Well, I'm certainly no expert when it comes to JRT trials, but I happen to think that's a TREMENDOUS ! achievement, regardless.

.... and, you have every right to be proud, I know I would be. 

Cheers ! to you and Cheecho. :whoo:


----------



## Abbylynn (Jul 7, 2011)

I do not know a thing about the trials.....but congrats to both of you!!!


----------



## zeronightfarm (Jun 15, 2011)

Thank you every one! 

I didn't know a thing about trials till last year. The owner of our local holistic pet food store told me about it last year since I had my puppy. Boy is it fun! Seeing him spazz out like a crazy jack is so worth it!


----------



## Darkmoon (Mar 12, 2007)

Earth dog stuff is so neat. I've never been able to see it in person though. 
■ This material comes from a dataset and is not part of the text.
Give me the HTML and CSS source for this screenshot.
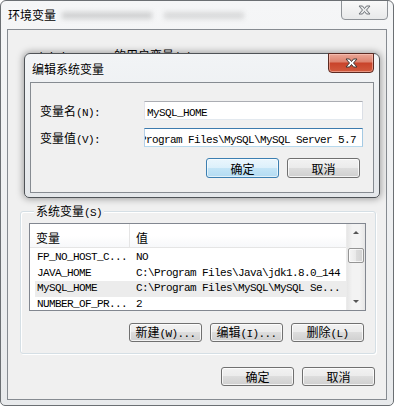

Sounds like you had your dog had a blast! Congratulations!


----------



## Abbylynn (Jul 7, 2011)

zeronightfarm said:


> Thank you every one!
> 
> I didn't know a thing about trials till last year. The owner of our local holistic pet food store told me about it last year since I had my puppy. Boy is it fun! Seeing him spazz out like a crazy jack is so worth it!


 I was just wondering if Schnauzers or their mixes or other high energy dogs compete? Or is this strictly for Terriers? It does look like fun. The reason I ask is because I have a crazy dog who loves to run and chase rodents and catch them. I wish I could find something for him to do........as he is high energy. ( he needs to shed a few pounds first! Lol! ) He is five yrs. old though?........Just curious if it may be something to look into?


----------



## zeronightfarm (Jun 15, 2011)

Abbylynn said:


> I was just wondering if Schnauzers or their mixes or other high energy dogs compete? Or is this strictly for Terriers? It does look like fun. The reason I ask is because I have a crazy dog who loves to run and chase rodents and catch them. I wish I could find something for him to do........as he is high energy. ( he needs to shed a few pounds first! Lol! ) He is five yrs. old though?........Just curious if it may be something to look into?


You should look into it! The club here lets all breeds get involved as long as it's not a sanctioned event. They even did a non terrier race this year. Watching the Chi's and what ever that other thing was, was quite funny.


----------



## Abbylynn (Jul 7, 2011)

Thanks for the reply! I have been wanting to get him involved in something other than killing the rodents out back in the woods! Thank you! I will see if there is anything in my area or near by. Leeo will love you for it if we find a place that offers this type of club!


----------



## Sibe (Nov 21, 2010)

Congrats!! First place is certainly a great achievement. I love to see all the different dog sports, what is the Brush Hunt?


----------



## zeronightfarm (Jun 15, 2011)

Brush hunt is a small fenced in area is some woods/brush. There is a rat in a cage hidden some where in the brush and they have to find it. They hid it too good this year, most of the dogs couldnt find it. Cheecho thinks he's a **** hound and kept looking up the trees.


----------